Location: Criffel Dumfries & Galloway
Grade: Easy hill walk
Distance: 4 miles/6.5km
Time: 2-3 hours
IT was good to leave the confines of the forest and see the two summits of the hill rise before me. Criffel is not a high hill but gives a perception of being much bigger than its 1877ft/569m.
Criffel rises steeply above the Solway Firth and the Nith Estuary so adding to its impression of height. Its broad bulk is an obvious landmark when viewed from the tops of the Lakeland Fells in the south.
For much of the way up through the forest I had been kept company by the tumultuous course of the Craigrockall Burn – a testament to the amount of rain that had fallen in the previous few days and, unfortunately, the footpath to the summit had suffered much the same fate.
The upper slopes of Criffel rose on the left with the subsidiary top of Knockendoch to the right as I broke away from the foaming burn and followed the waterlogged path up to the summit cairn and trig pillar. Unusually the cairn is named – Douglas’s Cair – and is believed to date from the Bronze Age. The name Criffel comes from the Norse kraka-fjell or krakkaval, which means raven’s hill, the sacred bird of Scandinavia.
The ascent of Criffel makes a good introduction to the hill walking game and provides a fairly stiff afternoon’s walk with the reward of extensive views from the summit on a good day.
The Lowther, Moffat and Ettrick hills are all visible to the north-east and across the flats of the Caerlaverock National Nature Reserve and the waters of the Solway Firth rise the rounded shapes of the Lake District fells. Snaefell, the highest hill on the Isle of Man, can just be spotted in the far distance in very clear conditions.
Just north of Criffel lies the village of New Abbey, renowned for Sweetheart Abbey. This ancient Cistercian building, one of three in the Galloway area, was founded by John Balliol’s widow Devorgilla in 1273. Passionately devoted to her husband she was broken-hearted when he died in 1269 and had his body embalmed and his heart placed in a small, silver enamelled ivory casket which she carried with her everywhere.

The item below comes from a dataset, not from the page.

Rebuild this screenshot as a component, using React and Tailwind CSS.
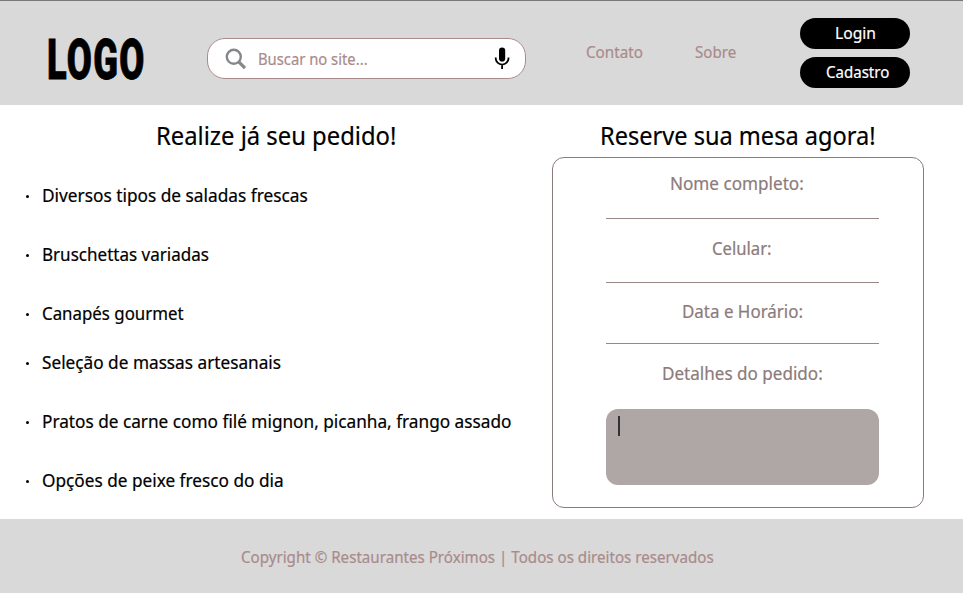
import { useLayoutEffect, useRef, useState } from "react";

// Single line of text that is condensed or widened to an exact width.
function FitText({ width, className = "", children }) {
  const inner = useRef(null);
  const [scale, setScale] = useState(1);
  useLayoutEffect(() => {
    setScale(width / inner.current.offsetWidth);
  }, [width]);
  return (
    <span className={`block shrink-0 whitespace-nowrap ${className}`} style={{ width }}>
      <span ref={inner} className="inline-block origin-left align-top" style={{ transform: `scaleX(${scale})` }}>
        {children}
      </span>
    </span>
  );
}

const dishes = [
  { text: "Diversos tipos de saladas frescas", width: 265.5, gap: "" },
  { text: "Bruschettas variadas", width: 167.5, gap: "mt-[35px]" },
  { text: "Canapés gourmet", width: 141.5, gap: "mt-[35px]" },
  { text: "Seleção de massas artesanais", width: 239, gap: "mt-[25px]" },
  { text: "Pratos de carne como filé mignon, picanha, frango assado", width: 469, gap: "mt-[35px]" },
  { text: "Opções de peixe fresco do dia", width: 242, gap: "mt-[35px]" },
];

function Header() {
  return (
    <header className="flex h-[104.5px] items-start border-t border-[#7b7777] bg-[#d9d9d9]">
      <FitText width={99} className="mt-[29px] ml-[47px] font-['Roboto',sans-serif] text-[55px] leading-[60px] font-black tracking-[2px] text-black [-webkit-text-stroke:0.8px_#000]">
        LOGO
      </FitText>
      <div className="mt-[36.5px] ml-[61px] flex h-[41px] w-[319px] shrink-0 items-center rounded-[18px] border border-[#a98b8b] bg-white">
        <svg className="mt-px ml-[17px] h-[22px] w-[22px]" viewBox="0 0 22 22" fill="none" stroke="#85888b">
          <circle cx="8.8" cy="8.8" r="7" strokeWidth="2.4" />
          <path d="M13.8 13.8 20 20.2" strokeWidth="3.2" />
        </svg>
        <FitText width={110} className="mt-px ml-[11px] text-[16px] leading-6 text-[#a98b8b]">
          Buscar no site...
        </FitText>
        <svg className="mt-px ml-[126px] h-[23px] w-[16px]" viewBox="0 0 16 23">
          <rect x="5" y="0.5" width="6.2" height="14" rx="3.1" fill="#000" />
          <path d="M1.7 10.5v.7a6.4 6.4 0 0 0 12.8 0v-.7M8.1 17.5V22" fill="none" stroke="#000" strokeWidth="1.8" />
        </svg>
      </div>
      <nav className="mt-[39px] ml-[59.5px] flex text-[16px] leading-6 text-[#a98b8b]">
        <FitText width={57}>Contato</FitText>
        <FitText width={41.5} className="ml-[52px]">Sobre</FitText>
      </nav>
      <div className="mt-[17px] ml-[64px] flex w-[109.5px] shrink-0 flex-col gap-2 text-[16px] text-white">
        <button className="flex h-[31px] items-start rounded-full bg-black pt-[3px] pl-[34.5px]">
          <FitText width={41} className="text-left leading-6">Login</FitText>
        </button>
        <button className="flex h-[31px] items-start rounded-full bg-black pt-[3px] pl-[26px]">
          <FitText width={63} className="text-left leading-6">Cadastro</FitText>
        </button>
      </div>
    </header>
  );
}

function Menu() {
  return (
    <section className="w-[552px] shrink-0">
      <FitText width={240} className="mt-[15.5px] ml-[155.5px] text-[24.5px] leading-8">
        Realize já seu pedido!
      </FitText>
      <ul className="mt-[31px] ml-[26px]">
        {dishes.map((dish) => (
          <li key={dish.text} className={`flex h-6 items-center ${dish.gap}`}>
            <span className="mt-[3px] h-[3px] w-[3px] rounded-full bg-black" />
            <FitText width={dish.width} className="ml-[12.5px] text-[17.5px] leading-6">
              {dish.text}
            </FitText>
          </li>
        ))}
      </ul>
    </section>
  );
}

function Reservation() {
  return (
    <section className="w-[371.5px] shrink-0">
      <FitText width={276} className="mt-[15.5px] ml-[47.5px] text-[24.5px] leading-8">
        Reserve sua mesa agora!
      </FitText>
      <form className="mt-[5px] flex h-[351px] flex-col items-center rounded-[12px] border border-[#8c7b7b] pl-[9px] text-[17.5px] leading-6 text-[#8c7b7b]">
        <FitText width={134} className="mt-[13px] mr-[10px]">Nome completo:</FitText>
        <div className="mt-[23px] h-px w-[272.5px] bg-[#988888]" />
        <FitText width={60} className="mt-[17px]">Celular:</FitText>
        <div className="mt-[22px] h-px w-[272.5px] bg-[#988888]" />
        <FitText width={121} className="mt-[16px]">Data e Horário:</FitText>
        <div className="mt-[20px] h-px w-[272.5px] bg-[#988888]" />
        <FitText width={161} className="mt-[17px] ml-px">Detalhes do pedido:</FitText>
        <div className="mt-[24px] h-[76px] w-[272.5px] rounded-[12px] bg-[#afa6a6] pt-[7px] pl-3">
          <div className="h-5 w-[1.5px] bg-[#333]" />
        </div>
      </form>
    </section>
  );
}

export default function App() {
  return (
    <div className="flex h-[593px] w-[963px] flex-col overflow-hidden bg-white font-['Noto_Sans','Open_Sans',sans-serif] font-normal text-black [-webkit-text-stroke:0.2px_currentColor]">
      <Header />
      <main className="flex h-[414.5px]">
        <Menu />
        <Reservation />
      </main>
      <footer className="flex h-[74px] justify-center bg-[#d9d9d9] pt-[26px] pr-[9px] text-[16px] leading-6 text-[#a98b8b]">
        <FitText width={473}>Copyright © Restaurantes Próximos | Todos os direitos reservados</FitText>
      </footer>
    </div>
  );
}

When she died in 1290, she and the casket were buried together in the church that she had founded.
The monks of the time, touched by her devotion, took the name Dulce Cor, or Sweetheart, for the abbey. Her son John Balliol was appointed King of Scotland by Edward I of England and reigned for four years. From the summit I followed the path north to Knockendoch. Away below me, just beyond the skirts of the forest, lay the ruffled waters of Loch Kindar. The loch contains a crannog, a man-made island which once held a roundhouse and is believed to date from around the 1st century AD.
From Knockendoch I slithered down wet, grassy slopes back to where the Craigrockall Burn disappears into the forest. By the time I reached my car at Ardwall Farm the water was oozing from my boots.
Cameron McNeish
ROUTE PLANNER
Map: OS 1:50,000 Landranger sheet 84 (Dumfries & Castle Douglas)
Distance: 4 miles/6.5km
Time: 2-3 hours
Start/Finish: Car park at Ardwall Farm on the A710, 3km south of New Abbey (GR: NX 970635).
Transport: Houstons bus 372 from Dumfries passes Ardwall. Details from www.houstonscoaches.co.uk (01576 203814).
Information: Dumfries TIC (01387 253862), www.visitscotland.com/destination-maps/dumfries-galloway
Route: From the car park a large gate gives access to a track. After a short distance a signpost on the rights points out the route to Criffel. Follow this track to its end where a gate leads into the forest. The track follows the line of the Craigrockall Burn all the way through the forest and on to the open moorland. Once clear of the forest, follow the obvious, and often boggy, path to Criffel’s summit cairn and trig pillar. From the summit follow the path NW then N to Knockendoch. From there, descend SE to meet the Craigrockall Burn where it emerges from the forest and then follow your outward route back to Ardwall Farm.